Royal Danish china decorated the dresser on the opposite wall and some matching plates adorned the wall above. To the left was a French window, the door open a crack and Auguste could see the muddy green grass falling away to a stream a hundred yards from the doorstep. Memories of two boys fishing in summer sunshine came into his head.
No fire burned in the grate and the illumination depended upon a small oil lamp set on a low table in front of a chaise-longue. Portraits hung on the walls adding an air of family history to the room. He noticed little of this, for he was familiar with this room. The roots of half his childhood memories were here, after all.
‘Wine?’ Pierre said.
‘You have wine?’
‘Yes. No law against it, is there Inspector?’
‘No Pierre, no law. I just wondered how you could afford it.’
‘Homemade. Have you forgotten?’
‘No not forgotten, just...’
‘What do you want?’
‘You broke the curfew this afternoon.’
Pierre frowned. He was a tall, dark-haired man, broad in the chest and muscular. His face seemed created around his nose, with wide-spaced eyes and a broad balding forehead. Auguste pictured him laughing and could almost hear the deep cavernous sound in his head. He had not heard it for years.
‘Come to arrest me have you?’
‘Don’t be silly. I came to warn you, that’s all.’
‘Warn me? Like you warned me to register at the police station? Like you warned me to wear this?’
‘The yellow star is as distasteful to me as it is to you. You know that.’
‘No I don’t know that. You’ve forced so many others to wear them they must be a favourite decoration for you and your German friends.’
‘I didn’t come for this.’
‘And what did you come for then? To gloat?’
‘What did you do it for? This cycling I mean.’
‘A man has to have some courage. He has to fight sometimes, not just capitulate, cooperate and collaborate like you.’
‘Pierre, however much you want to fight them, you can’t. Think of Monique. If the Germans had taken you today, you would both be beaten and shut up in Drancy with wrongdoers and criminals.’
‘This isn’t why you came,’ Pierre said, pouring a glass of dark red wine. He proffered it to Auguste who took it, sniffed and sipped.
‘Nice,’ he said.
‘It’s filthy stuff. All I have. I haven’t tasted a good wine since the year Murielle died. What did you come here for?’
Auguste paused and stared into the half-empty glass. He felt abandoned. He felt like a man alone in a hospital bed, surrounded by strangers, and all of them wanted him to die but he was refusing. He was a stubborn man. Looking up, he saw the candlestick on the mantel, nine candles. The photograph of a young woman in its silver frame, smiled back at him. It tugged at his memory. All those years.

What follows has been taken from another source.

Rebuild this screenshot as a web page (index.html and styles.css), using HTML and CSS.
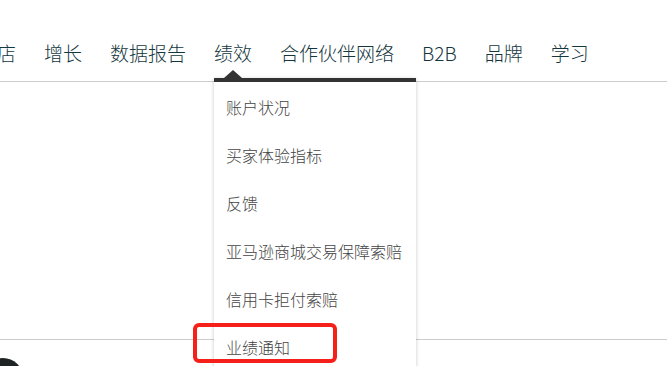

‘Pierre, help me. What can I do? If I refuse an order, they will throw me out, maybe even try me for treason. Odette; my little girl.’
‘You come here bleating for absolution. You come here because you want me to say, “Don’t worry Auguste, we still love you! Don’t worry Auguste, it will be all right”. Well we don’t love you. It won’t be alright. The Germans plan to exterminate every Jew in Germany, Poland and France. And you? You close your eyes. You talk to me about workers’ camps and good conditions. You’re a fool.’
‘Brunner told me...’
He knew it sounded lame. He knew telling his old friend an SD officer reassured him, was of itself, a kind of proof. It demonstrated the truth of what Pierre said and the emptiness returned.
Auguste said, ‘Where is Monique?’
‘I sent her to Murielle’s mother in Beynac. I couldn’t witness the treatment she receives here any longer.’
‘And then you break the curfew?’
‘What have I to lose? Will you arrest me?’
‘Of course not. I came to warn you.’
‘Very well, you’ve warned me. I won’t do it again, Assistant Chief of Police.’